▶ WRITTEN PROBLEM
Locate all lines with the word "full". Copy them.

__________________________________________________

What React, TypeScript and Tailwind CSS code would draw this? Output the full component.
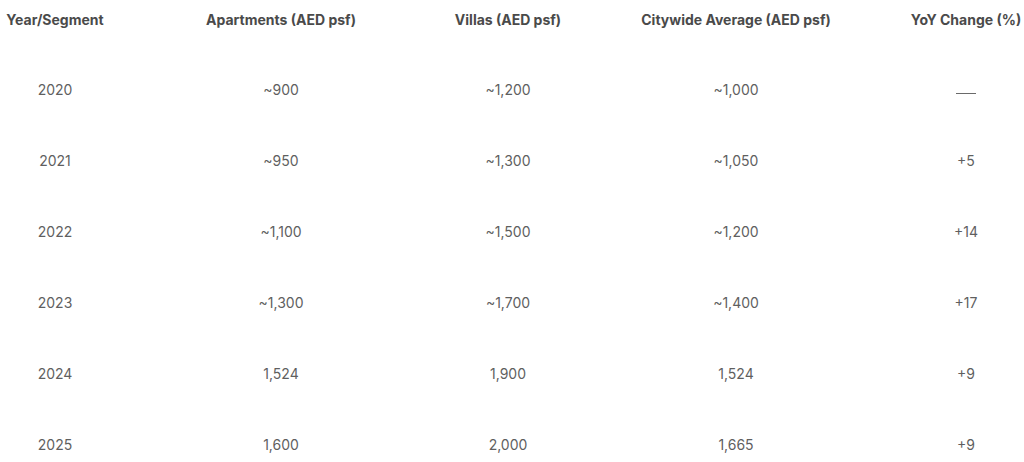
const HEADERS = [
  "Year/Segment",
  "Apartments (AED psf)",
  "Villas (AED psf)",
  "Citywide Average (AED psf)",
  "YoY Change (%)",
];

const ROWS = [
  ["2020", "~900", "~1,200", "~1,000", "—"],
  ["2021", "~950", "~1,300", "~1,050", "+5"],
  ["2022", "~1,100", "~1,500", "~1,200", "+14"],
  ["2023", "~1,300", "~1,700", "~1,400", "+17"],
  ["2024", "1,524", "1,900", "1,524", "+9"],
  ["2025", "1,600", "2,000", "1,665", "+9"],
];

const COLS = "grid grid-cols-[110px_342px_112px_344px_116px]";

export default function App() {
  return (
    <div className="w-[1024px] h-[462px] overflow-hidden bg-white font-['Inter','Liberation_Sans',sans-serif] text-[14px]">
      <div className={`${COLS} h-[38px] items-center text-center font-bold text-[#4a4a4a]`}>
        {HEADERS.map((h) => (
          <div key={h} className="whitespace-nowrap">
            {h}
          </div>
        ))}
      </div>
      <div className="pt-[16px]">
        {ROWS.map((row) => (
          <div key={row[0]} className={`${COLS} h-[71px] items-center text-center text-[#5f5f5f]`}>
            {row.map((cell, i) =>
              cell === "—" ? (
                <div key={i} className="flex justify-center pt-[8px]">
                  <span className="block w-[20px] h-px bg-[#6a6a6a]" />
                </div>
              ) : (
                <div key={i}>{cell}</div>
              )
            )}
          </div>
        ))}
      </div>
    </div>
  );
}
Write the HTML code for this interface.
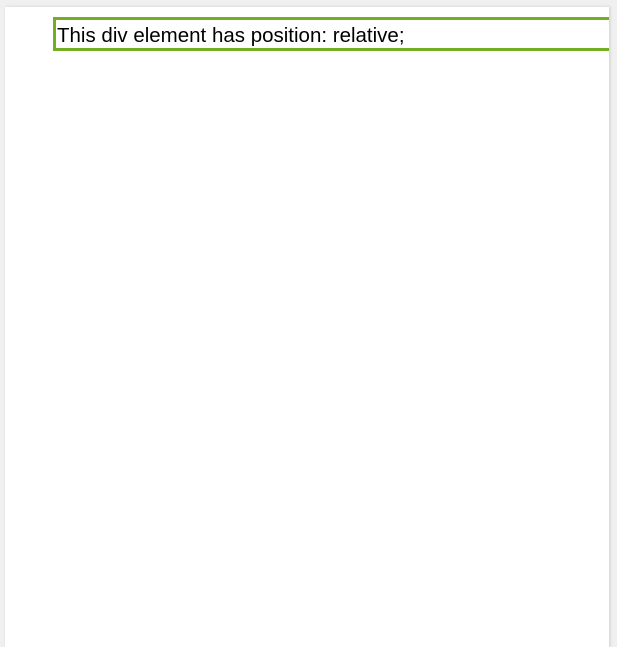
<!DOCTYPE html>
<html><head><style>
html,body{margin:0;padding:0;background:#f0f0f0;width:617px;height:627px;overflow:hidden}
.panel{position:absolute;left:5px;top:7px;width:604px;height:640px;background:#fff;box-shadow:1px 0 3px rgba(0,0,0,0.15);overflow:hidden}
.box{position:absolute;left:48px;top:10px;width:555px;height:24px;padding-top:4px;border:3px solid #73ad21;border-right:none;font-family:"Liberation Sans","Noto Sans CJK KR",sans-serif;font-size:20.5px;line-height:24px;color:#000;padding-left:1px;box-sizing:content-box;white-space:nowrap}
</style></head><body>
<div class="panel"><div class="box">This div element has position: relative;</div></div>
</body></html>
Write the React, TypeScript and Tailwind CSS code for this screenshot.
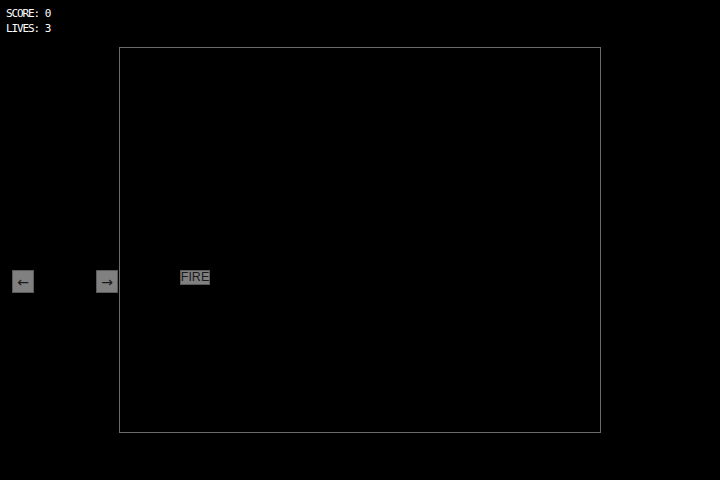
export default function App() {
  return (
    <div className="relative w-[720px] h-[480px] bg-black overflow-hidden">
      <div className="absolute left-[6px] top-[6px] text-white text-[11px] leading-[15px] tracking-[-1.1px] font-['DejaVu_Sans_Mono',monospace]">
        <div>SCORE: 0</div>
        <div>LIVES: 3</div>
      </div>

      <div className="flex h-full items-center justify-center">
        <div className="w-[482px] h-[386px] border border-[#6b6b6b] bg-black" />
      </div>

      <div className="absolute left-[12px] top-[270px] flex items-start">
        <button className="w-[22px] h-[23px] bg-[#808080] border border-[#5a5a5a] text-[#1a1a1a] text-[14px] leading-none flex items-center justify-center font-['DejaVu_Sans',sans-serif]">
          ←
        </button>
        <button className="ml-[62px] w-[22px] h-[23px] bg-[#808080] border border-[#5a5a5a] text-[#1a1a1a] text-[14px] leading-none flex items-center justify-center font-['DejaVu_Sans',sans-serif]">
          →
        </button>
        <button className="ml-[62px] w-[30px] h-[15px] bg-[#808080] border border-[#5a5a5a] text-[#1a1a1a] text-[12.5px] leading-none flex items-center justify-center font-['Liberation_Sans_Narrow','Liberation_Sans',sans-serif]">
          FIRE
        </button>
      </div>
    </div>
  );
}
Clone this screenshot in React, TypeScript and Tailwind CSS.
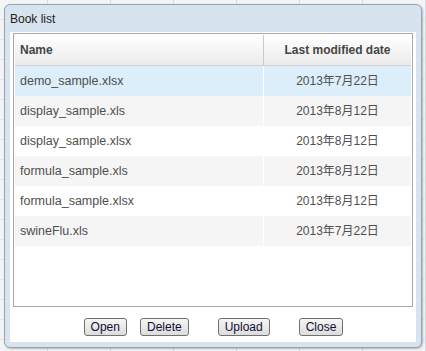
import React from "react";

type Book = { name: string; date: string };

const books: Book[] = [
  { name: "demo_sample.xlsx", date: "2013年7月22日" },
  { name: "display_sample.xls", date: "2013年8月12日" },
  { name: "display_sample.xlsx", date: "2013年8月12日" },
  { name: "formula_sample.xls", date: "2013年8月12日" },
  { name: "formula_sample.xlsx", date: "2013年8月12日" },
  { name: "swineFlu.xls", date: "2013年7月22日" },
];

const DialogButton = ({ label, className = "" }: { label: string; className?: string }) => (
  <button
    className={`h-[18px] px-[6px] border border-[#707070] rounded-[3px] bg-gradient-to-b from-[#f6f6f6] to-[#dcdcdc] text-[12px] leading-none text-[#111133] ${className}`}
  >
    {label}
  </button>
);

const App = () => {
  const selected = 0;

  return (
    <div
      className="w-[426px] h-[351px] p-[4px] bg-[#f3f4f6] bg-[linear-gradient(90deg,transparent_47px,#d5dbe3_47px,#d5dbe3_48px,transparent_48px),linear-gradient(180deg,transparent_19px,#e1e5ea_19px,#e1e5ea_20px,transparent_20px)] bg-[length:63px_20px] overflow-hidden"
      style={{ fontFamily: '"Liberation Sans", Arial, "Noto Sans CJK JP", sans-serif' }}
    >
      <div className="w-[418px] h-[344px] flex flex-col rounded-[6px] border border-[#97a3b1] bg-[#d7e3ee] px-[5px] pb-[5px] shadow-[1px_1px_2px_rgba(0,0,0,0.25)]">
        {/* title bar */}
        <div className="h-[27px] flex items-center text-[12px] text-[#222]">Book list</div>

        {/* body */}
        <div className="flex-1 flex flex-col bg-white pt-[1px] px-[3px]">
          <div className="h-[274px] border border-[#a8a8a8] p-[1px]">
            <div className="flex h-[31px] border-b border-[#cfcfcf] bg-gradient-to-b from-white to-[#ebebeb] text-[12px] font-bold text-[#454545]">
              <div className="w-[249px] flex items-center pl-[5px] border-r border-[#c9c9c9]">Name</div>
              <div className="flex-1 flex items-center justify-center">Last modified date</div>
            </div>
            {books.map((book, i) => (
              <div
                key={book.name}
                className={`flex h-[30px] text-[#4f4f4f] ${
                  i === selected ? "bg-[#dbeefa]" : i % 2 === 1 ? "bg-[#f5f5f5]" : "bg-white"
                }`}
              >
                <div className="w-[249px] flex items-center pl-[5px] text-[12.5px] border-r border-white">
                  {book.name}
                </div>
                <div className="flex-1 flex items-center justify-center text-[12px]">{book.date}</div>
              </div>
            ))}
          </div>

          {/* buttons */}
          <div className="flex justify-center mt-[11px] pl-[1px]">
            <DialogButton label="Open" />
            <DialogButton label="Delete" className="ml-[13px]" />
            <DialogButton label="Upload" className="ml-[29px]" />
            <DialogButton label="Close" className="ml-[29px]" />
          </div>
        </div>
      </div>
    </div>
  );
};

export default App;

__________________________________________________

▶ FINAL ANSWER
What React, TypeScript and Tailwind CSS code would draw this? Output the full component.
      <div className="flex h-full items-center justify-center">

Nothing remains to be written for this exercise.